Alors, schéma d’une faillite annoncée ? Elle a d’abord reçu deux amendes : pour sa participation à la manipulation des taux LIBOR et une autre de la part des américains pour non-respect des sanctions. Malgré recapitalisation, restructuration et coupes d’emplois, elle affiche une perte record en 2016 et inquiète tous les investisseurs de la place, car elle est liée à beaucoup d’autres établissements bancaires.

D’autant plus que le Brexit est arrivé. La banque germanique perçoit 19% de ses revenus outre-Manche. Autant dire que ce sont des revenus incertains pour les années qui arrivent et encore de longues années d’atermoiement.

Ce n’est pas fini, la banque allemande est surtout exposée sur un montant sans précédent sur les marchés des dérivés, plus de 20 fois le PIB allemand.

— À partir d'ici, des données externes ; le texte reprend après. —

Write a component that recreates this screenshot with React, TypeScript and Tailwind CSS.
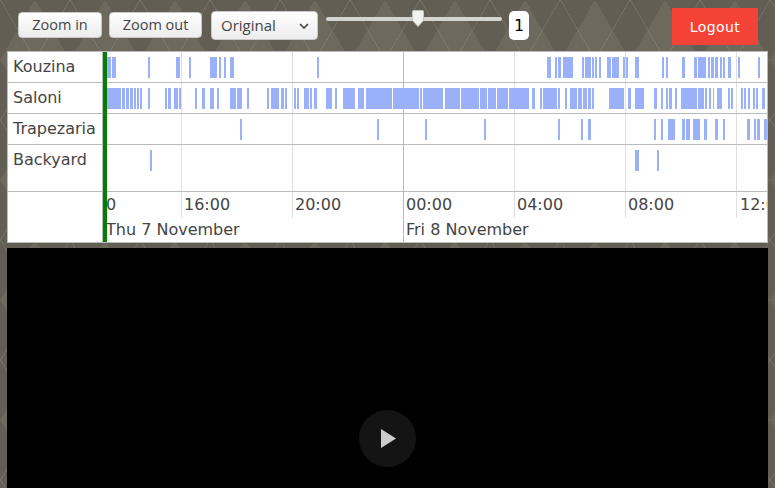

Ce marché est devenu moins rentable, surtout le marché des taux. Une simple baisse de cet engagement lui serait fatale, ses fonds propres seraient bien loin de suffire.

Certains voient la Deutsche Bank comme le prochain Lehman, capable de mettre l’euro à terre.

La situation de Deutsche Bank reflète parfaitement les deux vitesses de l’Europe et surtout de l’Allemagne dans la construction de l’Union bancaire. D’un côté, on a les responsables politiques allemands, Wolfgang Schauble en tête, très réticents à l’idée de devoir soutenir des banques des pays du Sud en cas de nécessité, et qui prônent l’orthodoxie.Et de l’autre, des colosses allemands qui ne sont pas les plus solides.

Le message de l'union bancaire est simple : Que chaque gouvernement se charge de juguler son risque intérieur avant de le mutualiser.

Les temps ont changé. A comparer avec Bear Stearns ou Lehman Brothers, dont la disparition a été très soudaine pendant l’année 2008, la faillite de nos banques aujourd’hui semble plus lente et plus sournoise.

Par ailleurs, c’est tout le business model bancaire qui est remis en question : elles prêtent de l’argent à des taux très bas, sous l’impulsion du taux directeur de la Banque Centrale Européenne qui est à 0%. Non seulement leur profit donc leur survie sont en danger, mais vient aussi le risque de pénurie de crédit et donc de mise à mal du financement de l’économie.

Troisième foyer de crise, le Brexit. Non seulement, les banques européennes risquent de perdre une partie du business qu'elles faisaient avec la Grande-Bretagne sans pouvoir espérer le récupérer. Mais le temps va venir où le gouvernement de Londres va, sous la pression de la City accepter de s’affranchir des règles de sécurité européennes et exonérer les banques installées en Angleterre des contraintes de régulation et de contrôle mises en place par l‘Union bancaire.

Les banques britanniques vont se retrouver en liberté, sans contraintes, ni obligations excessives. Elles vont pouvoir protéger leur part de marché et même la renforcer.

C’est tout bénéfice pour les banques anglaises au détriment des banques en Europe. Mais c’est aussi l’émergence de foyers de risques systémiques.